Media yang pro terhadap pemerintah cenderung menyoroti sisi hukum kasus ini, sementara media yang berseberangan dengan PDIP menonjolkan aspek-aspek yang mendukung narasi politisasi. Perbedaan framing ini mencerminkan betapa terpolarisasinya lanskap politik dan media di Indonesia. Selain itu, media sosial juga menjadi arena perdebatan yang sengit, di mana pendukung dan penentang Hasto saling beradu argumen.
Framing isu ini juga mencerminkan bagaimana media sering kali menjadi alat propaganda bagi kepentingan politik tertentu.
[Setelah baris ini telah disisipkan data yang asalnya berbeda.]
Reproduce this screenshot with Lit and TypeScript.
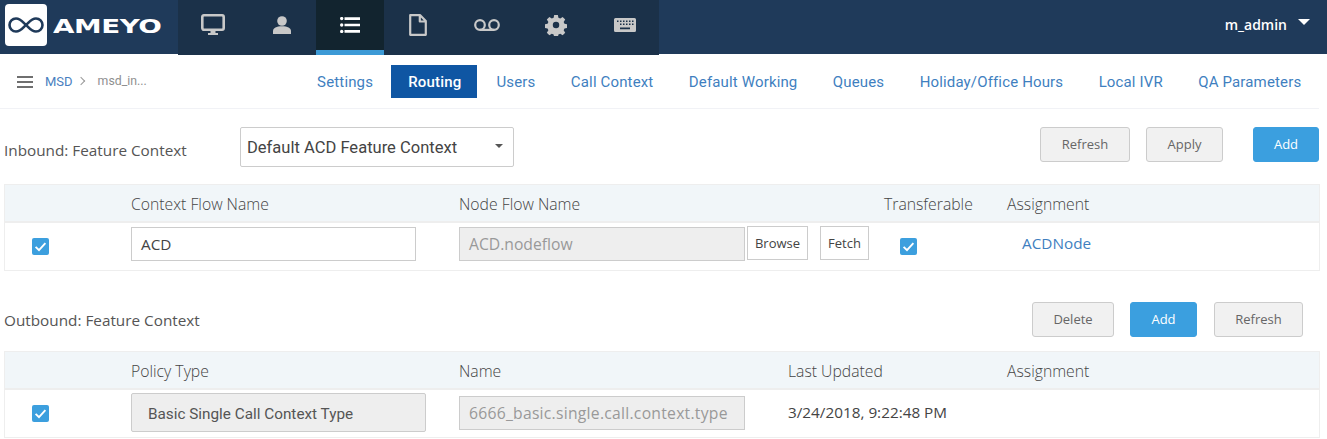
import { LitElement, html, css, svg } from "lit";
import { customElement } from "lit/decorators.js";

const icons = [
  { w: 24, h: 22, p: svg`<rect x="1.300" y="1.300" width="21.400" height="14.400" rx="1.600" fill="none" stroke="#c8c8c8" stroke-width="2.600"/><path d="M9.500 17h5v2h2.500v2H7v-2h2.500z" fill="#c8c8c8"/>` },
  { w: 18, h: 18, p: svg`<circle cx="9" cy="5" r="4.800" fill="#c8c8c8"/><path d="M0 18v-3c0-3 3.500-4.800 9-4.800s9 1.800 9 4.800v3z" fill="#c8c8c8"/>` },
  { w: 20, h: 16, p: svg`<path d="M4.500 0.300H20v2.600H4.500zM4.500 6.700H20v2.600H4.500zM4.500 13.100H20v2.600H4.500z" fill="#fff"/><circle cx="1.700" cy="1.600" r="1.700" fill="#fff"/><circle cx="1.700" cy="8" r="1.700" fill="#fff"/><circle cx="1.700" cy="14.400" r="1.700" fill="#fff"/>` },
  { w: 18, h: 22, p: svg`<path d="M1.200 1.200h10L16.800 7v13.800H1.200z M10.800 1.500V7.500h6" fill="none" stroke="#c8c8c8" stroke-width="2.200" stroke-linejoin="round"/>` },
  { w: 26, h: 12, p: svg`<circle cx="6" cy="6" r="4.800" fill="none" stroke="#c8c8c8" stroke-width="2.200"/><circle cx="20" cy="6" r="4.800" fill="none" stroke="#c8c8c8" stroke-width="2.200"/><path d="M6 9.800h14V12H6z" fill="#c8c8c8"/>` },
  { w: 22, h: 22, p: svg`<path fill="#c8c8c8" fill-rule="evenodd" d="M9 0h4l.6 3 2 .9 2.600-1.700 2.800 2.800-1.700 2.600.9 2 3 .6v0 4l-3 .6-.9 2 1.700 2.600-2.800 2.800-2.600-1.700-2 .9-.6 3H9l-.6-3-2-.9-2.600 1.700-2.800-2.800 1.700-2.600-.9-2-3-.6v-4l3-.6.9-2L1 5 3.800 2.200l2.600 1.700 2-.9zM11 7.500a3.500 3.500 0 1 0 0 7 3.500 3.500 0 0 0 0-7z" transform="translate(.9 .9) scale(.92)"/>` },
  { w: 22, h: 14, p: svg`<path fill="#c8c8c8" fill-rule="evenodd" d="M1.500 0h19A1.500 1.500 0 0 1 22 1.500v11a1.500 1.500 0 0 1-1.500 1.500h-19A1.500 1.500 0 0 1 0 12.500v-11A1.500 1.500 0 0 1 1.500 0zM3 2.500V4h1.500V2.500zm3 0V4h1.500V2.500zm3 0V4h1.500V2.500zm3 0V4h1.500V2.500zm3 0V4h1.500V2.500zm3 0V4h1.500V2.500zm-12 3V7h1.500V5.500zm3 0V7h1.500V5.500zm3 0V7h1.500V5.500zm3 0V7h1.500V5.500zm3 0V7h1.500V5.500zM6 9.500v1.700h10V9.500z"/>` },
];

const tabs = ["Settings", "Routing", "Users", "Call Context", "Default Working", "Queues", "Holiday/Office Hours", "Local IVR", "QA Parameters"];

const check = html`<svg class="check" viewBox="0 0 17 17" width="17" height="17"><rect width="17" height="17" rx="2" fill="#3c9fde"/><path d="M3.600 8.800l3.400 3.400 6.400-7" fill="none" stroke="#fff" stroke-width="1.900"/></svg>`;

@customElement("app-root")
export class AppRoot extends LitElement {
  static styles = css`
    :host { display: block; width: 1327px; height: 439px; overflow: hidden; background: #fff; font-family: "Open Sans", sans-serif; color: #555; }
    * { box-sizing: border-box; }
    .top { height: 54px; background: #1f3a5a; display: flex; color: #fff; }
    .logo { width: 178px; display: flex; align-items: center; padding-left: 5px; gap: 6px; flex: none; }
    .logo-box { width: 42px; height: 42px; margin-top: -4px; background: #fff; border-radius: 4px; display: flex; align-items: center; justify-content: center; }
    .word { font-family: "DejaVu Sans", sans-serif; font-weight: 700; font-size: 19px; color: #fff; display: inline-block; transform: scaleX(1.46); transform-origin: left center; letter-spacing: -.3px; margin-top: -3px; }
    .icons { display: flex; height: 55px; background: #1b3149; position: relative; z-index: 1; }
    .ic { width: 68.750px; display: flex; align-items: center; justify-content: center; padding-bottom: 6px; }
    .ic:nth-child(-n+2) { width: 69px; }
    .ic.on { width: 68px; background: #12242f; border-bottom: 5px solid #3c9ad6; padding-bottom: 1px; }
    .user { margin-left: auto; display: flex; align-items: center; padding-right: 17px; font-size: 14px; gap: 11px; font-weight: 600; padding-bottom: 5px; }
    .caret { width: 0; height: 0; border-left: 6.500px solid transparent; border-right: 6.500px solid transparent; border-top: 6.500px solid #fff; margin-top: -6px; }
    .sub { height: 55px; margin-right: 8px; display: flex; align-items: center; border-bottom: 1px solid #f1f2f6; font-family: Roboto, sans-serif; }
    .crumb { display: flex; align-items: center; padding-left: 17px; font-size: 13px; }
    .burger { width: 16px; height: 12px; border-top: 2px solid #6f6f6f; border-bottom: 2px solid #6f6f6f; position: relative; margin-right: 12px; margin-top: 2px; }
    .burger::after { content: ""; position: absolute; left: 0; right: 0; top: 3px; height: 2px; background: #6f6f6f; }
    .crumb a { color: #4a7fc0; }
    .sep { width: 6px; height: 6px; border-top: 1.500px solid #999; border-right: 1.500px solid #999; transform: rotate(45deg); margin: 0 14px 0 5px; }
    .crumb span { color: #8f8f8f; font-size: 12.300px; }
    .tabs { margin-left: auto; display: flex; align-items: center; }
    .tab { font-size: 15px; letter-spacing: .15px; color: #3f7fbf; padding: 0 17.700px; height: 33px; line-height: 34px; white-space: nowrap; }
    .tab.on { background: #0f56a3; color: #fff; font-weight: 500; padding: 0 16px 0 17px; margin: 0 1.500px 0 .5px; }
    .sec { display: flex; align-items: center; padding-left: 4px; font-size: 15.300px; color: #555; }
    .s1 { height: 40px; margin-top: 18px; }
    .s2 { height: 35px; margin-top: 31px; margin-right: 24px; }
    .lab { width: 236px; padding-top: 6px; }
    .s2 .lab { padding-top: 0; }
    .sel { width: 274px; height: 40px; border: 1px solid #ccc; border-radius: 2px; display: flex; align-items: center; padding: 0 10px 0 6px; font-size: 16.550px; font-family: Roboto, sans-serif; color: #444; justify-content: space-between; }
    .tri { width: 0; height: 0; border-left: 4px solid transparent; border-right: 4px solid transparent; border-top: 4px solid #555; margin-top: -2px; }
    .acts { margin-left: auto; display: flex; margin-top: -6px; margin-right: 8px; }
    .s2 .acts { margin: 0 0 0 auto; }
    .btn { height: 35px; border: 1px solid #ccc; background: #f1f1f1; color: #666; border-radius: 3px; font-size: 13px; display: flex; align-items: center; justify-content: center; }
    .s2 .btn { padding-bottom: 2px; }
    .btn.p { background: #3b9fdf; border-color: #3b9fdf; color: #fff; }
    .table { margin: 0 7px 0 4px; border: 1px solid #eee; }
    .t1 { margin-top: 17px; }
    .t2 { margin-top: 14px; }
    .row { display: grid; align-items: center; }
    .t1 .row { grid-template-columns: 126px 328px 425px 123px 1fr; }
    .t2 .row { grid-template-columns: 126px 328px 329px 219px 1fr; }
    .head { height: 38px; background: #f1f6f9; border-bottom: 2px solid #eee; font-size: 15.750px; font-weight: 300; color: #444; padding-top: 1px; }
    .body { height: 47px; font-size: 15.300px; padding-bottom: 6px; }
    .t2 .body { padding-bottom: 3px; }
    .cb { padding-left: 27px; display: flex; padding-top: 6px; }
    .inp { height: 34px; border: 1px solid #ccc; display: flex; align-items: center; padding: 0 9px; color: #444; white-space: nowrap; }
    .ro { background: #eee; color: #999; font-size: 15.700px; }
    .flow { display: flex; align-items: center; }
    .small { height: 34px; border: 1px solid #ccc; font-size: 13px; display: flex; align-items: center; justify-content: center; color: #444; background: #fff; margin-top: -2px; }
    .link { color: #3f7fbf; padding-left: 15px; margin-top: -2px; font-size: 15.300px; }
    .policy { height: 39px; width: 295px; background: #eee; border: 1px solid #ccc; border-radius: 2px; display: flex; align-items: center; padding: 3px 0 0 16px; font-family: Roboto, sans-serif; font-size: 15.300px; color: #555; }
    .date { color: #444; }
    .t2 .cb { padding-top: 3px; }
    .t2 .ro { letter-spacing: .26px; margin-top: 1px; }
  `;

  private btn(label: string, w: number, ml: number, primary = false) {
    return html`<div class="btn ${primary ? "p" : ""}" style="width:${w}px;margin-left:${ml}px">${label}</div>`;
  }

  render() {
    return html`
      <div class="top">
        <div class="logo">
          <div class="logo-box"><svg viewBox="0 0 40 20" width="40" height="20"><path d="M10 3.500c5 0 7 4 10 6.500s5 6.500 10 6.500a6.500 6.500 0 0 0 0-13c-5 0-7 4-10 6.500s-5 6.500-10 6.500a6.500 6.500 0 0 1 0-13z" fill="none" stroke="#1f3a5a" stroke-width="2.600"/></svg></div>
          <span class="word">AMEYO</span>
        </div>
        <div class="icons">
          ${icons.map((ic, i) => html`<div class="ic ${i === 2 ? "on" : ""}"><svg viewBox="0 0 ${ic.w} ${ic.h}" width="${ic.w}" height="${ic.h}">${ic.p}</svg></div>`)}
        </div>
        <div class="user">m_admin <span class="caret"></span></div>
      </div>
      <div class="sub">
        <div class="crumb"><div class="burger"></div><a>MSD</a><div class="sep"></div><span>msd_in...</span></div>
        <div class="tabs">${tabs.map((t) => html`<div class="tab ${t === "Routing" ? "on" : ""}">${t}</div>`)}</div>
      </div>
      <div class="sec s1">
        <div class="lab">Inbound: Feature Context</div>
        <div class="sel">Default ACD Feature Context<span class="tri"></span></div>
        <div class="acts">${this.btn("Refresh", 90, 0)}${this.btn("Apply", 77, 16)}${this.btn("Add", 66, 30, true)}</div>
      </div>
      <div class="table t1">
        <div class="row head"><div></div><div>Context Flow Name</div><div>Node Flow Name</div><div>Transferable</div><div>Assignment</div></div>
        <div class="row body">
          <div class="cb">${check}</div>
          <div><div class="inp" style="width:285px">ACD</div></div>
          <div class="flow">
            <div class="inp ro" style="width:286px">ACD.nodeflow</div>
            <div class="small" style="width:61px;margin-left:2px">Browse</div>
            <div class="small" style="width:49px;margin-left:12px">Fetch</div>
          </div>
          <div class="cb" style="padding-left:16px">${check}</div>
          <div class="link">ACDNode</div>
        </div>
      </div>
      <div class="sec s2">
        <div class="lab">Outbound: Feature Context</div>
        <div class="acts">${this.btn("Delete", 82, 0)}${this.btn("Add", 67, 16, true)}${this.btn("Refresh", 89, 17)}</div>
      </div>
      <div class="table t2">
        <div class="row head"><div></div><div>Policy Type</div><div>Name</div><div>Last Updated</div><div>Assignment</div></div>
        <div class="row body">
          <div class="cb">${check}</div>
          <div><div class="policy">Basic Single Call Context Type</div></div>
          <div><div class="inp ro" style="width:286px">6666_basic.single.call.context.type</div></div>
          <div class="date">3/24/2018, 9:22:48 PM</div>
          <div></div>
        </div>
      </div>
    `;
  }
}
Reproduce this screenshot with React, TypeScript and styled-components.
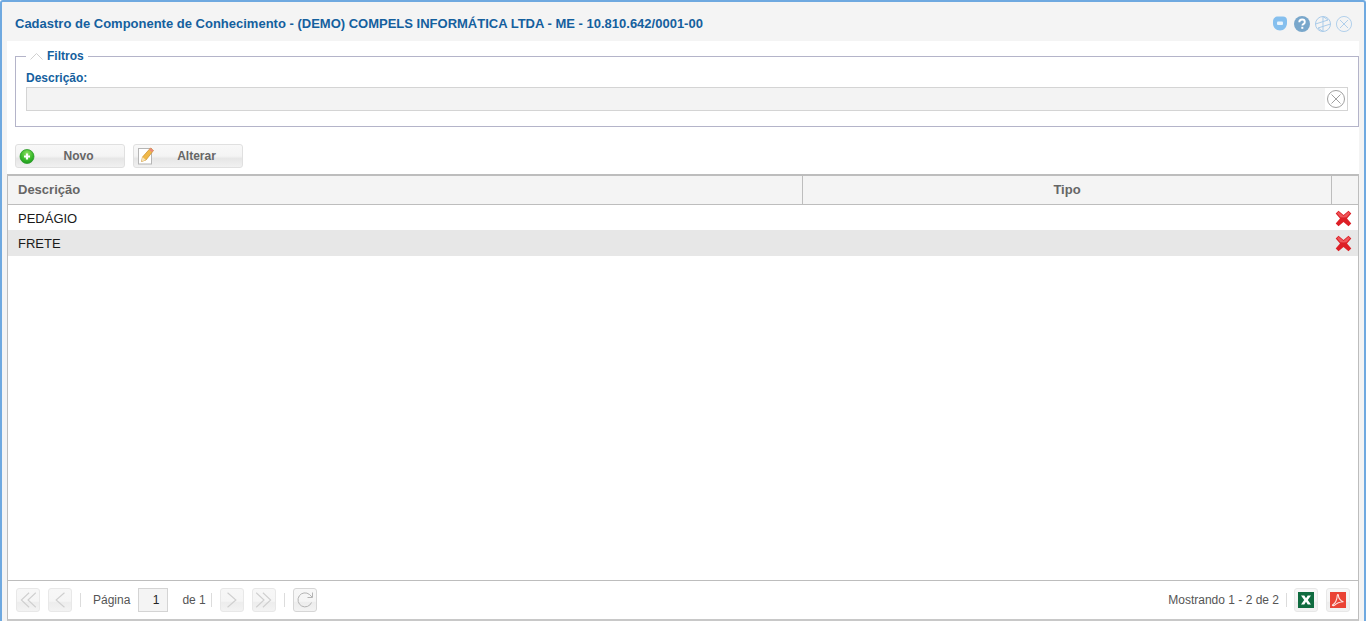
import { FC, ReactNode } from 'react';
import styled, { createGlobalStyle } from 'styled-components';

const GlobalStyle = createGlobalStyle`
  html, body {
    margin: 0;
    padding: 0;
    height: 100%;
    overflow: hidden;
    background: #fff;
  }
  body {
    font-family: "Liberation Sans", Arial, sans-serif;
    font-size: 12px;
  }
`;

const Window = styled.div`
  box-sizing: border-box;
  width: 1366px;
  height: 621px;
  display: flex;
  flex-direction: column;
  background: #f4f4f4;
  border: 2px solid #6fa9e0;
  border-bottom: none;
  border-radius: 3px 3px 0 0;
`;

const TitleBar = styled.div`
  height: 39px;
  flex: none;
  display: flex;
  align-items: center;
  justify-content: space-between;
  padding: 4px 12px 0 13px;
  box-sizing: border-box;
`;

const Title = styled.div`
  color: #14609e;
  font-size: 13px;
  font-weight: bold;
`;

const TitleTools = styled.div`
  display: flex;
  align-items: center;
  gap: 5px;
`;

const Body = styled.div`
  flex: 1;
  min-height: 0;
  margin: 0 5px 0 5px;
  background: #fff;
  display: flex;
  flex-direction: column;
`;

const Fieldset = styled.div`
  box-sizing: border-box;
  position: relative;
  height: 71px;
  margin: 15px 0 0 8px;
  padding: 14px 10px 0 10px;
  border: 1px solid #b4b4c9;
`;

const Legend = styled.div`
  position: absolute;
  top: -8px;
  left: 10px;
  display: flex;
  align-items: center;
  gap: 4px;
  padding: 0 4px;
  background: #fff;
  color: #14609e;
  font-size: 12px;
  font-weight: bold;
  line-height: 14px;
`;

const FieldLabel = styled.div`
  color: #14609e;
  font-size: 12px;
  font-weight: bold;
  line-height: 14px;
  margin-bottom: 2px;
`;

const InputBox = styled.div`
  box-sizing: border-box;
  height: 24px;
  display: flex;
  border: 1px solid #d4d4d4;
  background: #fff;
`;

const InputFill = styled.div`
  flex: 1;
  background: #f3f3f3;
`;

const InputClear = styled.div`
  width: 22px;
  display: flex;
  align-items: center;
  justify-content: center;
`;

const Toolbar = styled.div`
  display: flex;
  gap: 8px;
  margin: 17px 0 6px 8px;
`;

const ActionButton = styled.div`
  box-sizing: border-box;
  position: relative;
  width: 110px;
  height: 24px;
  display: flex;
  align-items: center;
  justify-content: center;
  padding-left: 17px;
  border: 1px solid #e0e0e0;
  border-radius: 3px;
  background: linear-gradient(#f8f8f8 0%, #f4f4f4 50%, #e6e6e6 62%, #f1f1f1 100%);
  color: #666;
  font-size: 12px;
  font-weight: bold;
`;

const ButtonIcon = styled.span`
  position: absolute;
  left: 2px;
  top: 2px;
  display: flex;
`;

const Grid = styled.div`
  flex: 1;
  min-height: 0;
  display: flex;
  flex-direction: column;
  border: 1px solid #bdbdbd;
  border-top-width: 2px;
  border-bottom: 2px solid #c8c8c8;
`;

const GridHeader = styled.div`
  box-sizing: border-box;
  height: 29px;
  flex: none;
  display: flex;
  background: #f4f4f4;
  border-bottom: 1px solid #bdbdbd;
  color: #666;
  font-size: 13px;
  font-weight: bold;
`;

const HeaderCell = styled.div<{ $width?: number; $center?: boolean }>`
  box-sizing: border-box;
  display: flex;
  align-items: center;
  ${({ $width }) => ($width ? `width: ${$width}px; flex: none;` : 'flex: 1;')}
  justify-content: ${({ $center }) => ($center ? 'center' : 'flex-start')};
  padding: 0 0 2px ${({ $center }) => ($center ? '0' : '10px')};
  border-right: 1px solid #bdbdbd;
  &:last-child {
    border-right: none;
  }
`;

const GridRows = styled.div`
  flex: 1;
  min-height: 0;
  background: #fff;
`;

const Row = styled.div<{ $selected?: boolean }>`
  box-sizing: border-box;
  height: ${({ $selected }) => ($selected ? '26px' : '25px')};
  display: flex;
  align-items: center;
  justify-content: space-between;
  padding: ${({ $selected }) => ($selected ? '1px' : '2px')} 6px 0 10px;
  background: ${({ $selected }) => ($selected ? '#e7e7e7' : '#fff')};
  color: #1a1a1a;
  font-size: 13px;
`;

const Pager = styled.div`
  box-sizing: border-box;
  height: 39px;
  flex: none;
  display: flex;
  align-items: center;
  gap: 8px;
  padding: 0 8px;
  border-top: 1px solid #bdbdbd;
  background: #fff;
  color: #555;
  font-size: 12px;
`;

const PagerButton = styled.div<{ $strong?: boolean }>`
  box-sizing: border-box;
  width: 24px;
  height: 24px;
  flex: none;
  display: flex;
  align-items: center;
  justify-content: center;
  border: 1px solid ${({ $strong }) => ($strong ? '#d6d6d6' : '#e8e8e8')};
  border-radius: 3px;
  background: linear-gradient(#f7f7f7 0%, #f5f5f5 55%, #ededed 62%, #f3f3f3 100%);
`;

const PagerSeparator = styled.div`
  width: 1px;
  height: 14px;
  flex: none;
  background: #dcdcdc;
`;

const PageInput = styled.div`
  box-sizing: border-box;
  width: 30px;
  height: 24px;
  flex: none;
  display: flex;
  align-items: center;
  justify-content: flex-end;
  padding-right: 8px;
  border: 1px solid #d4d4d4;
  background: #f4f4f4;
  color: #222;
`;

const PagerGroup = styled.div<{ $gap: number; $indent?: number }>`
  display: flex;
  align-items: center;
  gap: ${({ $gap }) => $gap}px;
  margin-left: ${({ $indent }) => $indent ?? 0}px;
`;

const PagerSpacer = styled.div`
  flex: 1;
`;

const CircleCross: FC<{ size: number; color: string }> = ({ size, color }) => (
  <svg width={size} height={size} viewBox="0 0 18 18" fill="none" stroke={color} strokeWidth="1">
    <circle cx="9" cy="9" r="8.500" />
    <path d="M4.500 4.500l9 9M13.500 4.500l-9 9" />
  </svg>
);

const ChatIcon = () => (
  <svg width="16" height="15" viewBox="0 0 16 15">
    <path d="M5 .5h5c2.500 0 4 1.500 4 4V7c0 4-3 7.500-7 7.500-4 0-7-3-7-7V5.500C0 2.500 2 .5 5 .5z" fill="#85bfee" />
    <rect x="4" y="5.500" width="6" height="3.500" rx="1" fill="#e8f4fd" />
  </svg>
);

const HelpIcon = () => (
  <svg width="16" height="16" viewBox="0 0 16 16">
    <circle cx="8" cy="8" r="8" fill="#79a7cb" />
    <path d="M5.300 6.200C5.300 4.600 6.500 3.500 8.100 3.500c1.600 0 2.700 1 2.700 2.400 0 1.100-.6 1.700-1.400 2.200-.7.500-1 .8-1 1.500" fill="none" stroke="#fff" strokeWidth="1.900" />
    <rect x="7.300" y="10.800" width="2" height="2" fill="#fff" />
  </svg>
);

const ExpandIcon = () => (
  <svg width="16" height="16" viewBox="0 0 16 16" fill="none" stroke="#a9cbe9" strokeWidth="1">
    <circle cx="8" cy="8" r="7.500" />
    <path d="M8 .5v15M.5 8L13 4M15.500 8L3 12M8 .5L13 4M8 15.500L3 12" />
  </svg>
);

const AddIcon = () => (
  <svg width="18" height="18" viewBox="0 0 18 18">
    <defs>
      <radialGradient id="addGlow" cx="50%" cy="30%" r="70%">
        <stop offset="0%" stopColor="#8fe063" />
        <stop offset="60%" stopColor="#3cbb2c" />
        <stop offset="100%" stopColor="#1d9a1f" />
      </radialGradient>
    </defs>
    <circle cx="9" cy="9.500" r="7" fill="url(#addGlow)" stroke="#2c9a2a" strokeWidth="0.800" />
    <path d="M9 6.500v6M6 9.500h6" stroke="#fff" strokeWidth="2.200" />
  </svg>
);

const EditIcon = () => (
  <svg width="19" height="19" viewBox="0 0 19 19">
    <rect x="2.500" y="1.500" width="13" height="15.500" fill="#fff" stroke="#b5b5b5" strokeWidth="1" />
    <g transform="translate(0 -1)">
      <path d="M5.500 15.500l1-4.500L14.500 2 17.500 4.500 10 14z" fill="#f0b848" stroke="#c98c2a" strokeWidth="0.700" />
      <path d="M14.500 2L17.500 4.500 16 6.200 13 3.700z" fill="#e9897a" />
      <path d="M5.500 15.500l1-4.500 3.500 3z" fill="#f6e3b8" />
    </g>
  </svg>
);

const DeleteIcon = () => (
  <svg width="17" height="17" viewBox="0 0 17 17">
    <path d="M3.500 .8L8.500 5 13.500 .8 16.300 3.500 12 8.500l4.300 5-2.800 2.700-5-4.200-5 4.200L.7 13.500 5 8.500.7 3.500z" fill="#dd1f26" />
    <path d="M3.500 1.800L8.500 6l5-4.200 1.500 1.500-3.400 4L8.500 7.500 5.300 7.300l-3.300-4z" fill="#ee5559" />
  </svg>
);

const Chevron: FC<{ double?: boolean; left?: boolean }> = ({ double, left }) => (
  <svg width="20" height="20" viewBox="0 0 18 18" fill="none" stroke="#cfcfcf" strokeWidth="1">
    <g transform={left ? 'matrix(-1 0 0 1 18 0)' : undefined}>
      {double ? (
        <>
          <path d="M2 2.500L9 9l-7 6.500" />
          <path d="M8 2.500L15 9l-7 6.500" />
        </>
      ) : (
        <path d="M5 2.500L12.500 9 5 15.500" />
      )}
    </g>
  </svg>
);

const RefreshIcon = () => (
  <svg width="18" height="18" viewBox="0 0 18 18" fill="none" stroke="#b4b4b4" strokeWidth="1">
    <path d="M15.500 11.500A7 7 0 1 1 13.500 3.500L16 6" />
    <path d="M16.500 1.500V6.500H11.500" />
  </svg>
);

const ExcelIcon = () => (
  <svg width="16" height="16" viewBox="0 0 16 16">
    <rect width="16" height="16" fill="#0f6b3f" />
    <path d="M3 3.500h3.300L8 6.300l1.700-2.800H13L9.800 8l3.200 4.500H9.700L8 9.700l-1.700 2.800H3L6.200 8z" fill="#fff" />
  </svg>
);

const PdfIcon = () => (
  <svg width="16" height="16" viewBox="0 0 16 16">
    <rect width="16" height="16" fill="#ea4335" />
    <path d="M2.500 13C5 11.500 7 8 7.300 3.200c.1-1 1.100-1 1.100 0 0 3 2.200 6 5.100 6.500-3 .2-6.500 1-8.800 3.500-.9.800-2.700.4-2.200-.2z" fill="none" stroke="#fbe3e0" strokeWidth="1.100" />
  </svg>
);

const ToolButton: FC<{ icon: ReactNode; label: string }> = ({ icon, label }) => (
  <ActionButton>
    <ButtonIcon>{icon}</ButtonIcon>
    {label}
  </ActionButton>
);

const rows = ['PEDÁGIO', 'FRETE'];

export default function App() {
  return (
    <>
      <GlobalStyle />
      <Window>
        <TitleBar>
          <Title>Cadastro de Componente de Conhecimento - (DEMO) COMPELS INFORMÁTICA LTDA - ME - 10.810.642/0001-00</Title>
          <TitleTools>
            <ChatIcon />
            <HelpIcon />
            <ExpandIcon />
            <CircleCross size={16} color="#a9cbe9" />
          </TitleTools>
        </TitleBar>
        <Body>
          <Fieldset>
            <Legend>
              <svg width="13" height="7" viewBox="0 0 13 7" fill="none" stroke="#d0d0d0" strokeWidth="1">
                <path d="M.5 6.500L6.500 .5l6 6" />
              </svg>
              Filtros
            </Legend>
            <FieldLabel>Descrição:</FieldLabel>
            <InputBox>
              <InputFill />
              <InputClear>
                <CircleCross size={18} color="#a0a0a0" />
              </InputClear>
            </InputBox>
          </Fieldset>
          <Toolbar>
            <ToolButton icon={<AddIcon />} label="Novo" />
            <ToolButton icon={<EditIcon />} label="Alterar" />
          </Toolbar>
          <Grid>
            <GridHeader>
              <HeaderCell $width={795}>Descrição</HeaderCell>
              <HeaderCell $center>Tipo</HeaderCell>
              <HeaderCell $width={26} />
            </GridHeader>
            <GridRows>
              {rows.map((row, index) => (
                <Row key={row} $selected={index === 1}>
                  {row}
                  <DeleteIcon />
                </Row>
              ))}
            </GridRows>
            <Pager>
              <PagerButton><Chevron double left /></PagerButton>
              <PagerButton><Chevron left /></PagerButton>
              <PagerGroup $gap={12}>
                <PagerSeparator />
                <span>Página</span>
              </PagerGroup>
              <PageInput>1</PageInput>
              <PagerGroup $gap={5} $indent={6}>
                <span>de 1</span>
                <PagerSeparator />
              </PagerGroup>
              <PagerButton><Chevron /></PagerButton>
              <PagerButton><Chevron double /></PagerButton>
              <PagerSeparator />
              <PagerButton $strong><RefreshIcon /></PagerButton>
              <PagerSpacer />
              <PagerGroup $gap={7}>
                <span>Mostrando 1 - 2 de 2</span>
                <PagerSeparator />
                <PagerButton><ExcelIcon /></PagerButton>
              </PagerGroup>
              <PagerButton><PdfIcon /></PagerButton>
            </Pager>
          </Grid>
        </Body>
      </Window>
    </>
  );
}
Dalam kasus Hasto, media yang berafiliasi dengan lawan politik PDIP cenderung memanfaatkan kasus ini untuk melemahkan citra partai, sementara media yang lebih netral mencoba memberikan analisis yang lebih seimbang.
Implikasi Politik
Kasus Hasto Kristiyanto tidak hanya berdampak pada dirinya secara pribadi, tetapi juga pada PDIP secara keseluruhan. Sebagai partai terbesar di Indonesia, PDIP menghadapi tantangan besar untuk mempertahankan kepercayaan publik di tengah isu ini. Jika PDIP gagal menangani isu ini dengan baik, kasus ini dapat menjadi senjata bagi lawan politik untuk melemahkan posisi mereka di pemilu mendatang.
Di sisi lain, jika benar bahwa kasus ini adalah bagian dari politisasi hukum, maka ini juga mencerminkan kelemahan sistem hukum di Indonesia. Ketidakmampuan untuk memisahkan hukum dari politik dapat merusak kepercayaan publik terhadap institusi hukum dan demokrasi secara keseluruhan. Hal ini juga dapat menciptakan preseden buruk, di mana hukum terus digunakan sebagai alat politik oleh mereka yang berkuasa.
Dalam jangka panjang, kasus ini dapat memengaruhi stabilitas politik di Indonesia. Jika masyarakat kehilangan kepercayaan terhadap sistem hukum, maka legitimasi pemerintahan juga akan terancam. Oleh karena itu, penting bagi pemerintah dan institusi hukum untuk memastikan bahwa kasus ini ditangani secara transparan dan adil.
Refleksi Kritis
Pertanyaan utama yang perlu dijawab adalah: apakah langkah ini benar-benar bertujuan untuk menegakkan keadilan, ataukah ini hanya bagian dari permainan politik yang lebih besar? Dalam kasus Hasto, sulit untuk memisahkan hukum dari politik, terutama mengingat konteks dan waktu penetapan tersangka.
Sebagai masyarakat, penting untuk tetap kritis terhadap segala bentuk intervensi politik dalam penegakan hukum. Reformasi hukum yang independen dan transparan harus menjadi prioritas utama, agar keadilan tidak lagi menjadi alat bagi mereka yang berkuasa. Selain itu, penting bagi partai politik untuk introspeksi dan memastikan bahwa mereka tidak memberikan celah bagi lawan politik untuk menyerang.
Penutup
Kasus Hasto Kristiyanto ialah cermin dari kompleksitas hubungan antara hukum dan politik di Indonesia. Di satu sisi, penegakan hukum harus dilakukan tanpa pandang bulu. Namun, di sisi lain, kita tidak dapat menutup mata terhadap kemungkinan adanya intervensi politik dalam proses ini.
Hanya dengan reformasi hukum yang nyata dan independensi institusi hukum, kita dapat memastikan bahwa keadilan ditegakkan tanpa campur tangan politik. Hingga saat itu tiba, kasus seperti ini akan terus menjadi pengingat bahwa hukum di Indonesia masih jauh dari kata independen.
Dalam menghadapi kasus ini, masyarakat perlu terus mengawasi proses hukum dan memastikan bahwa prinsip keadilan tidak dikorbankan demi kepentingan politik sesaat. PDIP, sebagai salah satu pilar utama dalam politik Indonesia, juga memiliki tanggung jawab besar untuk menjaga integritas mereka di tengah badai politik ini. Dengan demikian, kita semua dapat berharap pada masa depan yang lebih adil dan transparan bagi Indonesia.